Também o Tribunal de Justiça no Pará está de olho nos grileiros. Na semana passada, a corregedoria do TJ bloqueou os títulos de cerca de 100 mil imóveis no estado, numa ação que investigou matriculas concedidas pelos Cartórios de Registro de Imóveis das Comarcas do Interior desde 1934. O bloqueio impede, a partir da data de publicação do provimento, que as áreas em questão sejam vendidas e que seus proprietários acessem qualquer tipo de crédito oficial até que a documentação competente seja apresentada e regularizada.

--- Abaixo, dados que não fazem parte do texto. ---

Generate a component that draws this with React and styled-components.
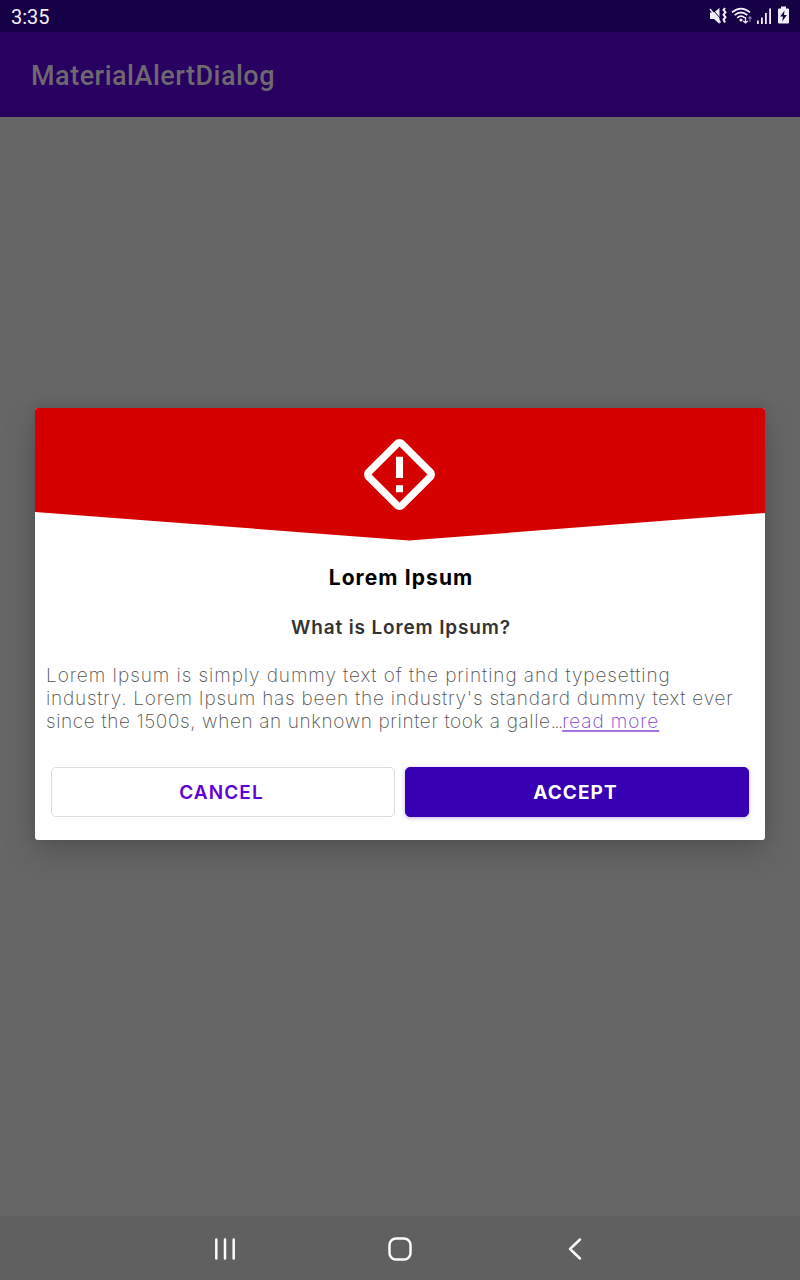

Também fica proibida a concessão de novos títulos para áreas maiores de 2,5 mil hectares sem prévia e expressa autorização do Juiz da Vara Agrária da região.

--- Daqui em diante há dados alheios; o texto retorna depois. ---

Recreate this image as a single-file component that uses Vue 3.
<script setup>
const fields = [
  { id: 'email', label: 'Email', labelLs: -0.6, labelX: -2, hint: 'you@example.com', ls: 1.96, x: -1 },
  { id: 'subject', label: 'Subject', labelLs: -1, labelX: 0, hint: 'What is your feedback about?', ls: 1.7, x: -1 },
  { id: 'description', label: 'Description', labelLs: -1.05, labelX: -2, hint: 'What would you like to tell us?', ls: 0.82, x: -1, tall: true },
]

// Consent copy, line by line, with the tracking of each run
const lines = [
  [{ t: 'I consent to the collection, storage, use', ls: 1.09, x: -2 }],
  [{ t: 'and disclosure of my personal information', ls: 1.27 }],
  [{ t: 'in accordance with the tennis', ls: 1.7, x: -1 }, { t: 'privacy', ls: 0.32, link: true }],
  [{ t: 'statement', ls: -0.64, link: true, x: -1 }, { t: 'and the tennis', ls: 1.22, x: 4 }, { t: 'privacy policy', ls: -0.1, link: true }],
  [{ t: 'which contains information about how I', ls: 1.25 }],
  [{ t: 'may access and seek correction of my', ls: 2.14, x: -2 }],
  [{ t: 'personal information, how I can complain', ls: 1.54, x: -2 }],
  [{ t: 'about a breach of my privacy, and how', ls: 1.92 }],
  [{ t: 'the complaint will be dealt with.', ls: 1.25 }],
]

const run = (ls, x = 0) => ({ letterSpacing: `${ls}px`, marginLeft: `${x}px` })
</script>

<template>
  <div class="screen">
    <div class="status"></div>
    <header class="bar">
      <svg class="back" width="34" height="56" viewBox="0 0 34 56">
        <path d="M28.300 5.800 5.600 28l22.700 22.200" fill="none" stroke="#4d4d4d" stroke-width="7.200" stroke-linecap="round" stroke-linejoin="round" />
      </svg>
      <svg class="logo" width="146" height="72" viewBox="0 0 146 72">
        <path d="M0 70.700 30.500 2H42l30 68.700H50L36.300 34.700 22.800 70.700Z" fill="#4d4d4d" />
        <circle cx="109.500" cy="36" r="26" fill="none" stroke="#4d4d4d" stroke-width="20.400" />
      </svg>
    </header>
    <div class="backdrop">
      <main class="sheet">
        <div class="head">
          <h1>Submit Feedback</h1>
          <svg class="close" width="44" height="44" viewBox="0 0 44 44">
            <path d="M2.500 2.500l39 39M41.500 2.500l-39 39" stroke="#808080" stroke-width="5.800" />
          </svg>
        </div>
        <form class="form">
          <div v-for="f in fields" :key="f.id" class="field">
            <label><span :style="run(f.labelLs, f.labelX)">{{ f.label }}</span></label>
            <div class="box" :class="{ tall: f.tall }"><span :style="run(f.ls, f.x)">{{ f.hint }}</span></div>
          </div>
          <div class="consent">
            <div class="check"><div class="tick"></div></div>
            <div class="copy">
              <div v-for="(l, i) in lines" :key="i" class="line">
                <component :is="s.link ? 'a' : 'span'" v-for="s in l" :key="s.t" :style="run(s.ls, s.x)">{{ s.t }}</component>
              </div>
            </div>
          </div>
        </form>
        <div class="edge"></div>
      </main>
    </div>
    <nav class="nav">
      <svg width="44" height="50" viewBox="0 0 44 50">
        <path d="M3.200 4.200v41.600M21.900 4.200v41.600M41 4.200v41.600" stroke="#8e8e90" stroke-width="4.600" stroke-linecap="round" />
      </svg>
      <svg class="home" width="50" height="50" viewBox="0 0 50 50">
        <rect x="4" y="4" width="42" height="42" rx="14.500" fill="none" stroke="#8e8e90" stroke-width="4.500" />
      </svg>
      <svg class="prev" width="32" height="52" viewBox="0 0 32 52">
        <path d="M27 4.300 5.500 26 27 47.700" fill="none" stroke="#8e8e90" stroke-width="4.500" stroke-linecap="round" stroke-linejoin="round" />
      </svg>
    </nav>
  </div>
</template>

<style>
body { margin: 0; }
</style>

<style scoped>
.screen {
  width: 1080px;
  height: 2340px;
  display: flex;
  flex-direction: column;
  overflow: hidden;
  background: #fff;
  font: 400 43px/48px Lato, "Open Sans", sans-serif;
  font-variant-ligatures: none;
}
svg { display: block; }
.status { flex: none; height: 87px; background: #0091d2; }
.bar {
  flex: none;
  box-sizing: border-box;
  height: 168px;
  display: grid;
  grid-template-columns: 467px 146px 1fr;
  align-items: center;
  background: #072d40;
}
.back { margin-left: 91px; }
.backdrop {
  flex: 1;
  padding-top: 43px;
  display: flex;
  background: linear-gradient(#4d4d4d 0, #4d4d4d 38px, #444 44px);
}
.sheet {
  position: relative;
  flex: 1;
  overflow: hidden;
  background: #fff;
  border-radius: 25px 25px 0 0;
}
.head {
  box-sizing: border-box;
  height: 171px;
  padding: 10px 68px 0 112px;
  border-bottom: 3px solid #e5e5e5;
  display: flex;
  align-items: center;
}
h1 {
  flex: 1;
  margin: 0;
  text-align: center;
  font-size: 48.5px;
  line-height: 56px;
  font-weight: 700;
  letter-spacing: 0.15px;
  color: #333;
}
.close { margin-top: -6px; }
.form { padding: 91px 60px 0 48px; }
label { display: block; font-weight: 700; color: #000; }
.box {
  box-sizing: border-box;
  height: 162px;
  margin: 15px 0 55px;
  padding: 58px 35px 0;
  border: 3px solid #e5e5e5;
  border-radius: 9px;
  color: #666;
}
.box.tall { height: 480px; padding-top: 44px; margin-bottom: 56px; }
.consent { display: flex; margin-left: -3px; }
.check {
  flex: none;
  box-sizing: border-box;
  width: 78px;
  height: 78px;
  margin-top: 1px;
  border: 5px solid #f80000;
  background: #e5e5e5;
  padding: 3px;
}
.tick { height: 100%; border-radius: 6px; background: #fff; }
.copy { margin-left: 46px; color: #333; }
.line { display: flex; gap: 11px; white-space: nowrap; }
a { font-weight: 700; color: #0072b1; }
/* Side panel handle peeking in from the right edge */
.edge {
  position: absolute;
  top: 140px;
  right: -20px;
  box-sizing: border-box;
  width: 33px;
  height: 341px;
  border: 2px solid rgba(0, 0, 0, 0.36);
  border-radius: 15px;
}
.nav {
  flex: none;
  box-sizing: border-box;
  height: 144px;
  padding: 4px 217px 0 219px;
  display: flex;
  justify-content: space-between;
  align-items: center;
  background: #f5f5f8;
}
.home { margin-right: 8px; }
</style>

De acordo com provisão da desembargadora Osmarina Nery, Corregedora de Justiça das Comarcas do Interior, os bloqueios foram definidos em função da falta de eficácia, no processo de regularização fundiária, das medidas adotadas pela própria Corregedoria e pelo Instituto de Terras do Pará (ITERPA) “ante a dimensão que a grilagem de terras atingiu em nosso
Estado”.
“Para se ter uma idéia, há vários municípios do interior com áreas registradas que superam em uma, duas ou mais vezes a sua superfície territorial, e todos nós conhecemos o tamanho de nossos municípios, alguns deles maiores que vários países”, diz o documento da Corregedoria.
Em relação aos Títulos Definitivos de Propriedade adquiridos por compra, é imenso o índice de fraude, afirma o órgão, uma vez que grande parte aponta áreas muito superiores ao fisicamente possível. “A fraude vai além de 200.000.000 ha, tendo o Estado do Pará uma superfície aproximada de 120.000.000 há”.
Ainda segundo a Corregedoria, a Constituição Federal de 1934 limitou a alienação de terras públicas sem autorização do Senado da República em 10 mil hectares. A Constituição de 1946, através de Emenda Constitucional, reduziu esse limite para 3.000 hectares, e nova redução para 2,5 mil hectares foi estabelecida na Constituição de 1988. Isso torna os registros de áreas maiores, que não tiveram autorização do Senado e/ou do Congresso Nacional, eivados de vício de constitucionalidade mesmo se tiverem títulos autênticos.